This article was originally published on Cyclingnews.com.
Sir Chris Hoy has confirmed that his retirement from cycling at a press conference in Edinburgh. The Scot won six Olympic gold medals during his careers and leaves the sport as Britain’s most successful Olympian.
Hoy’s final competitive outing came at the London 2012 Olympics, where he won gold in the keirin and team sprint.
“It is not a decision I took easily or lightly but I know it is the right decision. Being objective, I got every last drop out in London,” Hoy said at the press conference, according to the BBC.

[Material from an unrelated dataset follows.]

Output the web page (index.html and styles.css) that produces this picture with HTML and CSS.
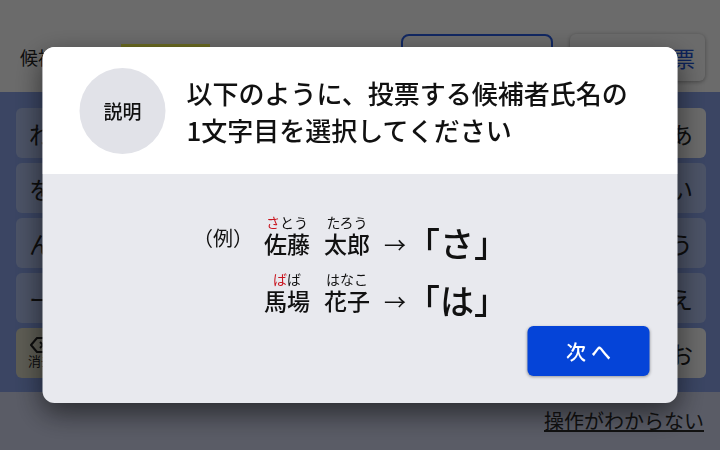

The 37-year-old Hoy had been tempted by the idea of prolonging his career until the 2014 Commonwealth Games in Glasgow, where the track events will take place in the velodrome that bears his name. When he returned to training after the London Games, however, he realised that it was time to bow out.
“Nothing would give me more pleasure than going to Glasgow but I don’t want to be there for the numbers,” Hoy said. “To go on for another year would be one year too far. I don’t want to turn up to wave to fans and get a tracksuit.
“I wanted to get a medal for Scotland and because I didn’t think I could do that, I wanted someone else to take my place.
“Now it’s time for younger riders to experience what it is like to compete in front of a home crowd. I will be there to open it and soak up the experience.”
Hoy’s first Olympic success was a silver medal in the team sprint in Sydney in 2000 and he followed that up with gold in the kilometre time trial in Athens in 2004. Hoy was knighted after he won three gold medals (sprint, team sprint and keirin) in Beijing four years later and he completed his Olympic haul with a brace of gold medals in London.
Hoy also claimed 11 rainbow jerseys during his career, and two gold medals at the Commonwealth Games.